Упоминание о комнате парткома в Доме литераторов вызвало в памяти два его заседания, два персональных дела двух коммунистов: Солоухина и Окуджавы. В их членстве я совершенно не усматриваю никакого криминала, и Шолохов был в рядах, и я тут же присоседюсь. Представлять же, что членам КПСС было легче жить, – это заблуждение. Я не только был членом, но и всегда, по причине своей пассионарности, ходил в начальниках, то есть избирался в секретари, в бюро, в парткомы. Хотя и не рвался, и не высовывался, но вот это «не могу молчать» и поиск справедливости в открытой борьбе меня подводили. Приходил в новый коллектив, сидел тихонько на собраниях, читал нужную книгу или рукопись, слушал краем уха, а в какой-то момент не выдерживал и просил слова. И что? И вскоре избирался. А какие, кстати, были привилегии у нас? Ходить на субботники? Дежурить в народной дружине? Взносы платить? Ездить в самые трудные командировки? А уж что касается общественной писательской жизни, это было такое сжигание нервов, такая трата времени! Мало того, сколько врагов наживалось! Никто не хочет читать скандальную рукопись, на неё уже было пять отзывов, два хороших и два плохих, а пятый и за и против. Но есть подозрение, что хорошие писали дружки-приятели автора, а плохие – его завистники, так заявляет автор. Дают рукопись мне, клянутся, что всё это анонимно. И таких случаев было много. Я всегда писал свои отзывы без оглядки, писал то, что думаю, чаще всего приходилось, что называется, резать, и что думаете, авторы об этом не узнавали?
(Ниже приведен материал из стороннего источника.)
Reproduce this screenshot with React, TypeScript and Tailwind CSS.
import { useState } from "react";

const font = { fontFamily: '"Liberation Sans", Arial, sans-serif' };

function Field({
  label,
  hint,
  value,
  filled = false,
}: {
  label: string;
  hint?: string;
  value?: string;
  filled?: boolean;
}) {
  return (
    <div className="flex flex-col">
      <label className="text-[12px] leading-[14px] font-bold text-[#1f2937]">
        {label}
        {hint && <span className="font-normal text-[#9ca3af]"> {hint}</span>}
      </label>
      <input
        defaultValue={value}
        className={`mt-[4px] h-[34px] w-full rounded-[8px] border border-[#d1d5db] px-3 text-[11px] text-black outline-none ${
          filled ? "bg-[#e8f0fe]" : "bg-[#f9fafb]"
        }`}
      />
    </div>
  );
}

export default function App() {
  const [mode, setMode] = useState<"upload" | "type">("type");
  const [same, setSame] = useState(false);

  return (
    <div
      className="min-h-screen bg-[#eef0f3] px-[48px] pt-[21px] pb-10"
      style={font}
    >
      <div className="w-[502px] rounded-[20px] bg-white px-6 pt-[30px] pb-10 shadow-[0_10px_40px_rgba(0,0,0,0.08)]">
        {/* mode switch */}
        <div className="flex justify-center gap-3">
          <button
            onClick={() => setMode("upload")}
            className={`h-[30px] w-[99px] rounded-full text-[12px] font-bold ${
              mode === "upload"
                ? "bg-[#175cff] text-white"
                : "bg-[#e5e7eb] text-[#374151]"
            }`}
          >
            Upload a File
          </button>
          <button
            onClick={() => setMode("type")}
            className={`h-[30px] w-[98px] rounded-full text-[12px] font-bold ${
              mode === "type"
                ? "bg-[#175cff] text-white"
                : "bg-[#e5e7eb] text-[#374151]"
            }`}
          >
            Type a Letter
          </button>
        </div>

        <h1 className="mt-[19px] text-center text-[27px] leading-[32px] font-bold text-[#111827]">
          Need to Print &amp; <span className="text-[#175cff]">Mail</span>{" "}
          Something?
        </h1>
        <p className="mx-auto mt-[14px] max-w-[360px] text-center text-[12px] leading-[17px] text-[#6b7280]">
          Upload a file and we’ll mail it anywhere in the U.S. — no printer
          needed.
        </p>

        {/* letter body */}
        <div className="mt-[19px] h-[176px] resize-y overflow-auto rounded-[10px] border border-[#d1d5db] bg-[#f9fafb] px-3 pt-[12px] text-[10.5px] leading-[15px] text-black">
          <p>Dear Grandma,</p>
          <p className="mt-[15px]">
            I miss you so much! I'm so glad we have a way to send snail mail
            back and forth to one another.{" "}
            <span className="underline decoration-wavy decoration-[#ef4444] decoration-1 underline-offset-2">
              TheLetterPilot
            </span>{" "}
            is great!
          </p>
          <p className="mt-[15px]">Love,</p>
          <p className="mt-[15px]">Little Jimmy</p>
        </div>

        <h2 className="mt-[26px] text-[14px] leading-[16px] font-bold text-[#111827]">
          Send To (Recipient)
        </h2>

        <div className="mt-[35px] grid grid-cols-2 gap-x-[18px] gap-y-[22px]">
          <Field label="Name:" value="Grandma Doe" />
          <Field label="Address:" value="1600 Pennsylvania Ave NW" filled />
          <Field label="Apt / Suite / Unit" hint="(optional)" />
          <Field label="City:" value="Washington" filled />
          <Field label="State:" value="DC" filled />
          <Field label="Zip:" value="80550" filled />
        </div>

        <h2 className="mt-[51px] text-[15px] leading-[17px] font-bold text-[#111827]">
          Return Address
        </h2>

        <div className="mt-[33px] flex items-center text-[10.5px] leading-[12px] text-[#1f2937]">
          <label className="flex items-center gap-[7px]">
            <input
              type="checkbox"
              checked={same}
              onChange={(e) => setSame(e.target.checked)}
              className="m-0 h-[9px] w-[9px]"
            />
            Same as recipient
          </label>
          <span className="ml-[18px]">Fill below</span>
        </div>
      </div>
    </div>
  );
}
Но вернёмся к тому заседанию.
В названии рассказа использованы широко известные слова Владимира Солоухина после обсуждения его дела на парткоме. Его разбирали за публикацию рассказа «Похороны Степаниды Ивановны» в Америке, в издательстве, помню, Профера.
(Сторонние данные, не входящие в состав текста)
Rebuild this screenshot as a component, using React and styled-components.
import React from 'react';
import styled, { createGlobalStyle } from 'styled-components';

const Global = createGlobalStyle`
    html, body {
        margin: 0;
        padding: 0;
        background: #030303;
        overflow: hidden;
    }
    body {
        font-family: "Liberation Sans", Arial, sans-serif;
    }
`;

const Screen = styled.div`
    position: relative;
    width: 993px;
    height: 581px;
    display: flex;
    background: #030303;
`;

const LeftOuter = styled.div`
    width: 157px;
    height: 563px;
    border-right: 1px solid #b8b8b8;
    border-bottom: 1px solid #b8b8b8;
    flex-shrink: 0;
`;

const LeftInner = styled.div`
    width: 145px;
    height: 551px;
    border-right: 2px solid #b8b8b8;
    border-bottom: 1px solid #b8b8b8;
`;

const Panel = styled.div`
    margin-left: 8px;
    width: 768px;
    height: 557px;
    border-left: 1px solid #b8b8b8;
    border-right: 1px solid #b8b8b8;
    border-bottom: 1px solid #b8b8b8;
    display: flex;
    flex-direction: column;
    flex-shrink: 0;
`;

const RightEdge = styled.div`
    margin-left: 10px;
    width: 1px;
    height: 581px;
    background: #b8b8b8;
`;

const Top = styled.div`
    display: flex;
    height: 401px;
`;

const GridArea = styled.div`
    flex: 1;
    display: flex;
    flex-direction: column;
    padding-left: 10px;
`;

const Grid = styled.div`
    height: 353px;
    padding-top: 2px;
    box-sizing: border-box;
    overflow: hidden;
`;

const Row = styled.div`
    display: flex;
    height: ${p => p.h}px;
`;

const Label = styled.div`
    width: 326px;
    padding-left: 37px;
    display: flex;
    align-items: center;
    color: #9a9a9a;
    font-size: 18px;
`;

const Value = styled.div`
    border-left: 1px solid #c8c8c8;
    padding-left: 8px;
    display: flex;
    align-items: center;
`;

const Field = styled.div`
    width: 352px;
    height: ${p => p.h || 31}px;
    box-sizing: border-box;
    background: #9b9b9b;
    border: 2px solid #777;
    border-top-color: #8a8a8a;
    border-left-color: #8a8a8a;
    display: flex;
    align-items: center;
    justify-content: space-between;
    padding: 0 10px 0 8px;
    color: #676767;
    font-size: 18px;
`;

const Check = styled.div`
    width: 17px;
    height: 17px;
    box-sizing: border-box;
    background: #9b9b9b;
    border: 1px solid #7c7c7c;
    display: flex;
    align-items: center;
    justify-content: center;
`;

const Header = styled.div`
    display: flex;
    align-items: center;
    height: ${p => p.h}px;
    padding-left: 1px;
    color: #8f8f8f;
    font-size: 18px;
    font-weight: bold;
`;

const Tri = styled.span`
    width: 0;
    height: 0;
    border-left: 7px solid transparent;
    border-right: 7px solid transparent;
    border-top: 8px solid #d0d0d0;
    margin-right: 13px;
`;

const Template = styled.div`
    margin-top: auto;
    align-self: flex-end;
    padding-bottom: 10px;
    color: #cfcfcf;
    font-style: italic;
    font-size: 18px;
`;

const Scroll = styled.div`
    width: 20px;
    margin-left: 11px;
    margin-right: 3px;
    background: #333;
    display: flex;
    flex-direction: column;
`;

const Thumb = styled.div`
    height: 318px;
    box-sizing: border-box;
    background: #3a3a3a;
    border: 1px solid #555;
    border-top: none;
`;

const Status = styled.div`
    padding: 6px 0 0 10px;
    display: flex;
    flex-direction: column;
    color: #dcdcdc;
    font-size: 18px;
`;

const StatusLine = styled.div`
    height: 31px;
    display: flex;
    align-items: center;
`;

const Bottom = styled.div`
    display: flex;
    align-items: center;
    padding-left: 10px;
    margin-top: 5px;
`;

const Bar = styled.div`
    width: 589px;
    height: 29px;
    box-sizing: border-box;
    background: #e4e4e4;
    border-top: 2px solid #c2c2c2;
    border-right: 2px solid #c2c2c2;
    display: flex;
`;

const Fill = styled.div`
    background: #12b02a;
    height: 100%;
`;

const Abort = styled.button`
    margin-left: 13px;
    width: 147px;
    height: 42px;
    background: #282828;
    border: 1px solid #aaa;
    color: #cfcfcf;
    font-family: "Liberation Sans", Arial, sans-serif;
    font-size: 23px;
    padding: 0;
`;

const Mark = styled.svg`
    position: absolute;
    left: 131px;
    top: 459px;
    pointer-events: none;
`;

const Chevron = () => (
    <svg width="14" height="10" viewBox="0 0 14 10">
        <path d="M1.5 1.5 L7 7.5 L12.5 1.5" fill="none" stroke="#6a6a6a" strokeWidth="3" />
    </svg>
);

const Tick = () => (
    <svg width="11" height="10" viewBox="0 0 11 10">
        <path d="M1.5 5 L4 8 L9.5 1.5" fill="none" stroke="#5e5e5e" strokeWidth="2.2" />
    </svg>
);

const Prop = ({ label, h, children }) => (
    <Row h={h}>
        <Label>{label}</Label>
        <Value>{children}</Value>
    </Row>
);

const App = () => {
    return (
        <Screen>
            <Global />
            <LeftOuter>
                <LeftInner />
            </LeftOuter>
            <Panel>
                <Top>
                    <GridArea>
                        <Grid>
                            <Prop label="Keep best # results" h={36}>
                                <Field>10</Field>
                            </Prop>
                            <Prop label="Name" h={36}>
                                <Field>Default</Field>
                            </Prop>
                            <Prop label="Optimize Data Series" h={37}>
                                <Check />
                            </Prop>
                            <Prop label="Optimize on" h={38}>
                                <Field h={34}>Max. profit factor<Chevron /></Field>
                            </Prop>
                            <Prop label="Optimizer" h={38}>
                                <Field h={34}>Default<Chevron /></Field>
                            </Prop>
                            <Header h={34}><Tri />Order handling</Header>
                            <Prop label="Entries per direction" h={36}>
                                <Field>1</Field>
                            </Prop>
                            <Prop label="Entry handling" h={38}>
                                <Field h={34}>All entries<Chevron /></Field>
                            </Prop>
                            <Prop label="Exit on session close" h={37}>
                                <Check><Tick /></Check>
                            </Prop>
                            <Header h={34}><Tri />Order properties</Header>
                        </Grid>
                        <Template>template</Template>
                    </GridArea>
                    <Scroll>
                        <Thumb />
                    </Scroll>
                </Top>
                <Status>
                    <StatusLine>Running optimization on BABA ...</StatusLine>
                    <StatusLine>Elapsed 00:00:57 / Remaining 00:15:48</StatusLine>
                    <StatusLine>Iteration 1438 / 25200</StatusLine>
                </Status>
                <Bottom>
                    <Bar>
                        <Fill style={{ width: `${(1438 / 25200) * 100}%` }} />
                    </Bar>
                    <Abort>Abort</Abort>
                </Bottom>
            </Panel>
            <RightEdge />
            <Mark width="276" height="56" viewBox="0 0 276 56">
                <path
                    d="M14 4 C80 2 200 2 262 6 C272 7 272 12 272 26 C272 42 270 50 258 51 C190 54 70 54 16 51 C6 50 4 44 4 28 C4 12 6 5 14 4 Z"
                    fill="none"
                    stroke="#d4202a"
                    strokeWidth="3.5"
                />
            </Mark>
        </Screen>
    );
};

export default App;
Владимир Алексеевич и не думал виниться.
– Рассказ Проферу я не передавал, но здесь предлагал его нескольким журналам.
О деле Солоухина больше может рассказать писатель Юрий Поляков, он им, по заданию парткома, занимался. Я же был свидетелем выхода Солоухина в залу ресторана, где он, усевшись за трапезу, сообщил соратникам:
– Оставили в рядах.
Но стоит поведать и о другом персональном деле, о деле по провозу в нашу страну порнографической продукции членом КПСС Булатом Окуджавой. Тут всё было непросто.
Известный бард, песни его поёт молодёжь, и не только. Ещё до обсуждения, пока Окуджава в коридоре ждал приглашения, секретарь парткома сокрушённо сообщил, что в райкоме уперлись и требуют для назидания прочих исключить коммуниста за такую тяжкую провинность, что на них доводы о знаменитости не действуют. «Ну и что, что знаменит, тем более».
– Крови жаждут, – закончил сообщение секретарь, осмотрел нас тоскливым взглядом и просил секретаршу просить обсуждаемого войти в помещение парткома.
Интересно, что это тогдашнее событие, а это было событие, и очень громкое, теперь представляется мелочью: подумаешь – три-четыре кассеты да журналы с похабщиной, их теперь на каждом углу кучи. Даже и восхититься можно поэтом, как далеко вперёд смотрел, боролся за либеральные ценности, чтобы каждый мог удовлетворить свои запросы. Хотя, когда зачитали список перехваченной кино-, фото- и журнальной продукции, он был внушителен. Оглашать не хотели, но пришлось. Представитель райкома, не очень-то ласково нас иногда озирающий сказал, что полагается. Потом дали слово Окуджаве. Особенно его возмущало то, что вещи шмонали и протокол писали те же таможенники, которые выпускали из Союза.
– До этого неделю назад автографы просили.
То есть какие неблагодарные оказались. Старейший член парткома, боевой лётчик Марк Галлай сокрушался и всё повторял:
– Мы вас так любим! Но зачем же это вам, а?
– Не себе вёз, просили.
– Кто? – сурово вопросил представитель.
– Так, молодёжь, знакомые.
Началось обсуждение. Выступления были однотипны. Да, нехорошо (следующий: очень нехорошо!), у нас не загнивающий капитализм, но проступившийся – наш товарищ, фронтовик, поэт-песенник, с ним такое впервые, больше не повторится, мы в этом уверены, мы не можем потерять своего соратника и всё такое соответственное.
Вообще, у меня к поэту была и своя претензия. В одном из романов он написал такую фразу: «Плоское лицо тупого вятича». Именно вятичем я и являлся, а со мною и все миллионы наследников этого древнерусского племени. Я возмущался, но среди своих, а тут мне его было жалко, хотелось поскорее закончить это мучительное для всех заседание. Вот сейчас пишу, и стало вдруг совсем неинтересно. Зачем? Тем более теперь, когда всё так давно было. Бог ему судья. Да и нам.
Окуджаве помогло как раз обсуждение Солоухина. Как известно, Солоухину закатили строгий выговор с занесением в учётную карточку. Но не исключили же. И этот довод убедил, кажется, представителя райкома, когда мы оговаривали степень взыскания. Уже без Окуджавы. Его просили выйти в коридор, и он там сидел, ожидая решения. Члены парткома были далеко не дети, понимали, что публикация смелого, честного рассказа о похоронах матери, когда сельский священник чуть ли не тайком отпевает великую труженицу, православную женщину, и провоз порнографии – две большие разницы, всё-таки ограничились тоже строгачом, тоже с занесением.
– Эх вы, – смеялся потом Солоухин, – что ж вы меня не исключили? Дали бы мне Нобеля.